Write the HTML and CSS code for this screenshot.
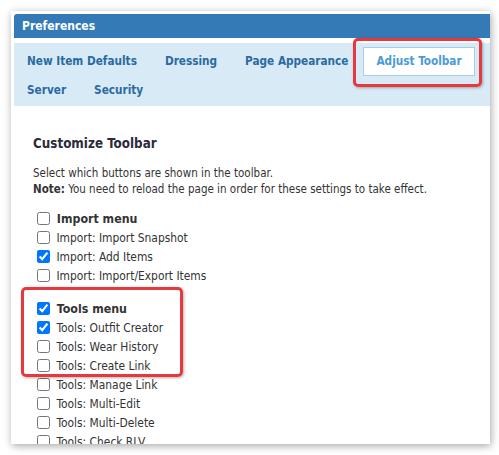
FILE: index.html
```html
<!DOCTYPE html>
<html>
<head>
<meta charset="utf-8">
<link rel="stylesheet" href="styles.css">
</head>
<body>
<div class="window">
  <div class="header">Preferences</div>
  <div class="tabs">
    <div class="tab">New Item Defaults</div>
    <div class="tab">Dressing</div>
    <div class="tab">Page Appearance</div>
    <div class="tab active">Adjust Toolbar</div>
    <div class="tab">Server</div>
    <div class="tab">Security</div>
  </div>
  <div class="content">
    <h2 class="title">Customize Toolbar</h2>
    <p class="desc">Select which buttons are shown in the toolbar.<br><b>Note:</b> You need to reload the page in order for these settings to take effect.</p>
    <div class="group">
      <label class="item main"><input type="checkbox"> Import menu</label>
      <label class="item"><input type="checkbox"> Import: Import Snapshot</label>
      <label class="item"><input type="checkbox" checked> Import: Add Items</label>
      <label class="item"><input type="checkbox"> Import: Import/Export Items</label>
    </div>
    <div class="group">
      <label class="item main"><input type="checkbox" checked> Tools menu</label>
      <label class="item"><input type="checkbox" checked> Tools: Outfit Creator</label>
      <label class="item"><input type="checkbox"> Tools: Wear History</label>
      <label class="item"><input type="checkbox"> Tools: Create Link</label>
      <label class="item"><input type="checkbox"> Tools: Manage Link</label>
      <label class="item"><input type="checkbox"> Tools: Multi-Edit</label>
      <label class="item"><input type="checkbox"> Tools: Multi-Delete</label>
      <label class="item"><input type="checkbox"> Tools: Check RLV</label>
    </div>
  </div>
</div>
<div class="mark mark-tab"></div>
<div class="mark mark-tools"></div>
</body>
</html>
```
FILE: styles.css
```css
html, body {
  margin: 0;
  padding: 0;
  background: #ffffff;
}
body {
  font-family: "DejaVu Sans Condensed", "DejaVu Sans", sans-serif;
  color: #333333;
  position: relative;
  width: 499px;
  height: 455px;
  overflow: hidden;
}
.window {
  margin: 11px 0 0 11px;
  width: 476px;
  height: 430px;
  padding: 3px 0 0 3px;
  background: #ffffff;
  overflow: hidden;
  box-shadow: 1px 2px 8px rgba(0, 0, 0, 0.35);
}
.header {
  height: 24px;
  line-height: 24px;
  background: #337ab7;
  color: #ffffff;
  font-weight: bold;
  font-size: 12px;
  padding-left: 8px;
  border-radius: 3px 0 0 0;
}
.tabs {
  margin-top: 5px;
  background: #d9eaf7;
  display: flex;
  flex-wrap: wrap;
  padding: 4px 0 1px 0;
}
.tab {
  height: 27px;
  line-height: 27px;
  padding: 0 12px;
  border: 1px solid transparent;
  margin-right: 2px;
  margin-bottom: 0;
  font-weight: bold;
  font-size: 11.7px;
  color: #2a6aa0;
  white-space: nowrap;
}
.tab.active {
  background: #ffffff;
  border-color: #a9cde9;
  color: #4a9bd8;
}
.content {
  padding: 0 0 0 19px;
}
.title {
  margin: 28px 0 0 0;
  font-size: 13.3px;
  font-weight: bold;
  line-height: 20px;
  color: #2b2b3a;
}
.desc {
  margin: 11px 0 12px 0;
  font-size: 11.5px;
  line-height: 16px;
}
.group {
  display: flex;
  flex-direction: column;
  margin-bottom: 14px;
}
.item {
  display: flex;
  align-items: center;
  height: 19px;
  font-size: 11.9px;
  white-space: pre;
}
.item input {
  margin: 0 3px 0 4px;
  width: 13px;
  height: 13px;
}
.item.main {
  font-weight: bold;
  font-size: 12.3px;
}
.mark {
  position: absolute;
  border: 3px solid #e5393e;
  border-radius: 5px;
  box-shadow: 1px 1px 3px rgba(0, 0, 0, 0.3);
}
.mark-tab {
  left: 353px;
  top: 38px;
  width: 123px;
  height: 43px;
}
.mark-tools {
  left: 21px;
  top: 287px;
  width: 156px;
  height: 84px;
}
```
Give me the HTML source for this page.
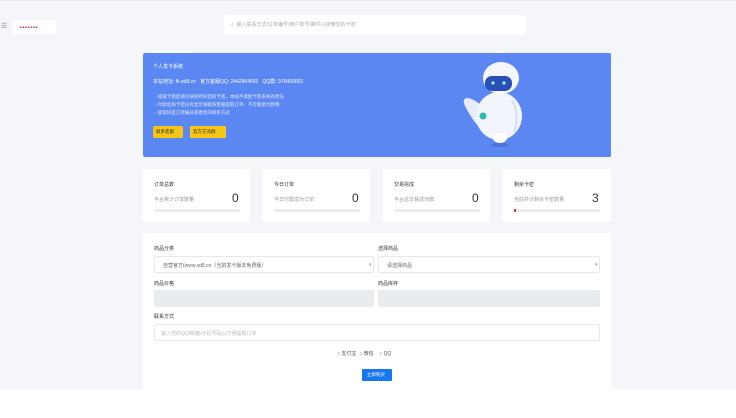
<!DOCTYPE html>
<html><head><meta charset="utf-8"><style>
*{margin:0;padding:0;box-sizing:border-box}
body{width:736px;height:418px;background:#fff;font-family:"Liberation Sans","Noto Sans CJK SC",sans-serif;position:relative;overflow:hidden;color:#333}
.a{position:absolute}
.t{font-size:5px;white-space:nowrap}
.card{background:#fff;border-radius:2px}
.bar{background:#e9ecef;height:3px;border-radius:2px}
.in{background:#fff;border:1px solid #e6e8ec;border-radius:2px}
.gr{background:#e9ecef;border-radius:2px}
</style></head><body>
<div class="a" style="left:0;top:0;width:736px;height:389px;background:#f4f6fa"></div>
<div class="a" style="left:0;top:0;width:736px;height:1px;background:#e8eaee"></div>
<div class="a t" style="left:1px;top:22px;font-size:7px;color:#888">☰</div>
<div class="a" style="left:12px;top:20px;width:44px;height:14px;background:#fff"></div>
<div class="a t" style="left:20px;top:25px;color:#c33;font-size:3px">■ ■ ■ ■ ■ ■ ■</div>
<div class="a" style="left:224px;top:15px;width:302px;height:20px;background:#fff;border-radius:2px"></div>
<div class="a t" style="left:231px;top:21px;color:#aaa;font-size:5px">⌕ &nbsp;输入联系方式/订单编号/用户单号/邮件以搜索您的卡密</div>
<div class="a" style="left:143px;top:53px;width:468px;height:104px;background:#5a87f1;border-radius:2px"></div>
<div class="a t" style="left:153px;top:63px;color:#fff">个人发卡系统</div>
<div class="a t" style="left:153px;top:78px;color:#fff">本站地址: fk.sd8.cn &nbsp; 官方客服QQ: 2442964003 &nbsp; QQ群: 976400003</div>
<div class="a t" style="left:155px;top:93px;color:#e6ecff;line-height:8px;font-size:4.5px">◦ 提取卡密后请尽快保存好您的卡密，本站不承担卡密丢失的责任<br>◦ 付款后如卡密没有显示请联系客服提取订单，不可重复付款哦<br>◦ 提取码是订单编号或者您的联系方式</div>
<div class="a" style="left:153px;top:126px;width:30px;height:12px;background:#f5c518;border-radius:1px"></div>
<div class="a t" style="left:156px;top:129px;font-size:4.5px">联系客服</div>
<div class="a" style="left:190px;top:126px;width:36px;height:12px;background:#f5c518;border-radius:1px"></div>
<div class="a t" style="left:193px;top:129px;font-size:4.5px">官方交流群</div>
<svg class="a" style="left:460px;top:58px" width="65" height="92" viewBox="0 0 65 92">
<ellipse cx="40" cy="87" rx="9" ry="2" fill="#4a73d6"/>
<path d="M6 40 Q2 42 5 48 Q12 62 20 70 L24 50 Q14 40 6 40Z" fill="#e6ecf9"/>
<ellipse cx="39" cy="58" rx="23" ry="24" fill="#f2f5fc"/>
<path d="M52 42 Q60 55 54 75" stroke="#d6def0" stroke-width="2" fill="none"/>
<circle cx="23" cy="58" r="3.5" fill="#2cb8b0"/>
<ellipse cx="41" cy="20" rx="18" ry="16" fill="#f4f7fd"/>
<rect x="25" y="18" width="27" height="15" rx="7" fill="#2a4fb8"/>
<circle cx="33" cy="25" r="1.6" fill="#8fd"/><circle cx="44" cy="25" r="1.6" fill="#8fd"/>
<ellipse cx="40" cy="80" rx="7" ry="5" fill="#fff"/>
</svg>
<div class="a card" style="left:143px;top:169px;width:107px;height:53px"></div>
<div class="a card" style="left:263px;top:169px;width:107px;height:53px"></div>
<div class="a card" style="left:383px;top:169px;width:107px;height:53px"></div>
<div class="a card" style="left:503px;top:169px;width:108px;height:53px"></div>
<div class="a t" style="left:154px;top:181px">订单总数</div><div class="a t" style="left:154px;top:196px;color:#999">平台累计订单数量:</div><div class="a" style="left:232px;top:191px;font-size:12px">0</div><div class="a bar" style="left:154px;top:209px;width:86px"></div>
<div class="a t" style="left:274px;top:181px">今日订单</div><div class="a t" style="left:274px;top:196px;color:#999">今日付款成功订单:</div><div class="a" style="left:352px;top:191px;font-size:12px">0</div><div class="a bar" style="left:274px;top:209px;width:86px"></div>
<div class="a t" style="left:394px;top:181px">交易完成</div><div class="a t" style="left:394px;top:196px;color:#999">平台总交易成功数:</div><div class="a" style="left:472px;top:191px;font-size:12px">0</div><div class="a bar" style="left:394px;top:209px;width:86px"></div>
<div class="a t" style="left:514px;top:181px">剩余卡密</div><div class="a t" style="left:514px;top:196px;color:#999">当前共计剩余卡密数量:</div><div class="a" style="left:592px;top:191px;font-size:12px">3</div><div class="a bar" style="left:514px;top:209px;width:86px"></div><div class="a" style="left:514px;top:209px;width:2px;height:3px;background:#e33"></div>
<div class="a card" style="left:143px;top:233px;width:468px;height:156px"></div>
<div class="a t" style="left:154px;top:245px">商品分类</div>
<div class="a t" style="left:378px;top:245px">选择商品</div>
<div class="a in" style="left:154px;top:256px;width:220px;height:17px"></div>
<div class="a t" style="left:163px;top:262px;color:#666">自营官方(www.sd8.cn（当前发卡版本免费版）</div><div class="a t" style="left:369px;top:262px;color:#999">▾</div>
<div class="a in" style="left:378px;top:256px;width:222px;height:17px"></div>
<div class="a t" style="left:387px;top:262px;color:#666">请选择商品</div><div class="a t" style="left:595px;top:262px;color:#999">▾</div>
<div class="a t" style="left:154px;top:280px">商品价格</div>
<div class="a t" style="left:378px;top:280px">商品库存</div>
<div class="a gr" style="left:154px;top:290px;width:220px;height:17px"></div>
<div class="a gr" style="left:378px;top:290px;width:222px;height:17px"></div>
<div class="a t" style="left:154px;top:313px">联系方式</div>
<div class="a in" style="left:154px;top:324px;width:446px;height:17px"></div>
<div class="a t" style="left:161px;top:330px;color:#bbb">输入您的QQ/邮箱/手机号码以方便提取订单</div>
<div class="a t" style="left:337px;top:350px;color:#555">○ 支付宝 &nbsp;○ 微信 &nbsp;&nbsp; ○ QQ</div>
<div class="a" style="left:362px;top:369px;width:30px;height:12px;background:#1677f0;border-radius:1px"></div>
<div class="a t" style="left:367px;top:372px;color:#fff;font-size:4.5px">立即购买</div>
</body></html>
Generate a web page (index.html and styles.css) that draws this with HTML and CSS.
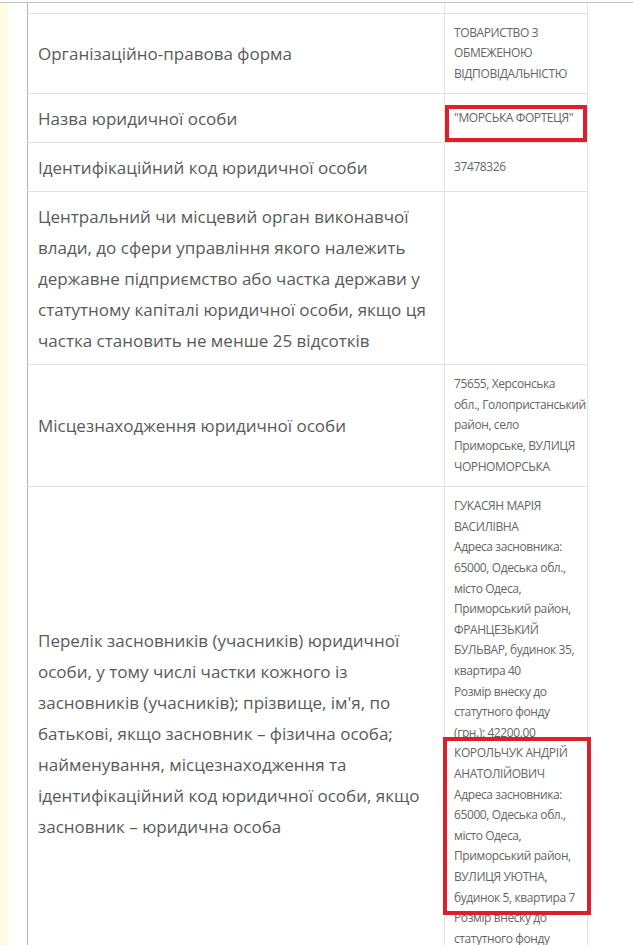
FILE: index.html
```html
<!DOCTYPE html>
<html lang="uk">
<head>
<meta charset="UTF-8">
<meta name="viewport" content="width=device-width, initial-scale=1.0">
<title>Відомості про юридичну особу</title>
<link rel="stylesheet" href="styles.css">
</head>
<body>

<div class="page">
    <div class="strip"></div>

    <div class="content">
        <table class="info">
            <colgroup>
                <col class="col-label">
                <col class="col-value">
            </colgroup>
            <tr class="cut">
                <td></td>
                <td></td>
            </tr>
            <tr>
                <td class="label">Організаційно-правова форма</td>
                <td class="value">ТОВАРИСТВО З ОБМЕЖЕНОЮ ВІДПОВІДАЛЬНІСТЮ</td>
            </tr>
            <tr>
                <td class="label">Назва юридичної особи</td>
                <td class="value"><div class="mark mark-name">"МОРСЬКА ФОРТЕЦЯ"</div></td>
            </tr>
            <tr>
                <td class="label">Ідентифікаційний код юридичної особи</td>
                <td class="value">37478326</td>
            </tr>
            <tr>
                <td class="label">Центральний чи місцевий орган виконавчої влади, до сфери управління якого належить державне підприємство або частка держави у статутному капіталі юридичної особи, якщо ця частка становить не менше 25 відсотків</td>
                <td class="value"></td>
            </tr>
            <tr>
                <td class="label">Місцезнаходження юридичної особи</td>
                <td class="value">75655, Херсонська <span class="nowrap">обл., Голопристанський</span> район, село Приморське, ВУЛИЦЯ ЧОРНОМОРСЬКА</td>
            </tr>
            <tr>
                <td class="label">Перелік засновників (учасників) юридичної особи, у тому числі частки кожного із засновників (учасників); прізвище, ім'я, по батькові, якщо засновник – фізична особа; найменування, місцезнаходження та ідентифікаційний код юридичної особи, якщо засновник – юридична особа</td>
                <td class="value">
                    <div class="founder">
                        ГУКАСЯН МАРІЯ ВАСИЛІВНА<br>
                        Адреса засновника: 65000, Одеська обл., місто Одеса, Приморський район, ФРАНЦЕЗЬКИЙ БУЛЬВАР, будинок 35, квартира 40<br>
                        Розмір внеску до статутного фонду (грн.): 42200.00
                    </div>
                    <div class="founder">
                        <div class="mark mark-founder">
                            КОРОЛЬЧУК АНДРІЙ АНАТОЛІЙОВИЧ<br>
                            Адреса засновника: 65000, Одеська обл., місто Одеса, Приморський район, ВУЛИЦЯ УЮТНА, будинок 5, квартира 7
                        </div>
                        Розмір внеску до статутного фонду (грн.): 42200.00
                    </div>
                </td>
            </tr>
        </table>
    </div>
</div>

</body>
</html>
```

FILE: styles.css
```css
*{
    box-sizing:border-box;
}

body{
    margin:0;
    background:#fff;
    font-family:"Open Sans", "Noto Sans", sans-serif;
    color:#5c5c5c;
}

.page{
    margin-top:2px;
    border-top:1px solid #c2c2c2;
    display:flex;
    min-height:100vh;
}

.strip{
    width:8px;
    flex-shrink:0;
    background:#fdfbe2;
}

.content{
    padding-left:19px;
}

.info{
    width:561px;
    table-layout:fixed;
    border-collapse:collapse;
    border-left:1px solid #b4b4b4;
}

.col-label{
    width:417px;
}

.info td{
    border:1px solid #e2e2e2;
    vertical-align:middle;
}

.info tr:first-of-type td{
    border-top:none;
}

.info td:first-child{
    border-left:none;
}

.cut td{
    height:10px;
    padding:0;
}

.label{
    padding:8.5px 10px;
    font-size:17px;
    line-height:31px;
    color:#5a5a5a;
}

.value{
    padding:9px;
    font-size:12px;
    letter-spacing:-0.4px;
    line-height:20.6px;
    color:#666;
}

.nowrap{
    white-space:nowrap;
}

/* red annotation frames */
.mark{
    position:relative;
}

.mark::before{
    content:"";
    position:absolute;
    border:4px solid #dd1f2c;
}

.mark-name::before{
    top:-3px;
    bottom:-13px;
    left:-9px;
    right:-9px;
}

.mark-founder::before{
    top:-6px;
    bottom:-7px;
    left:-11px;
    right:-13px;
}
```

### What is expected:
Copy every line above that holds the word "this".

### Task output:
Write the HTML and CSS code for this screenshot.
Give me the HTML source for this page.
Generate a web page (index.html and styles.css) that draws this with HTML and CSS.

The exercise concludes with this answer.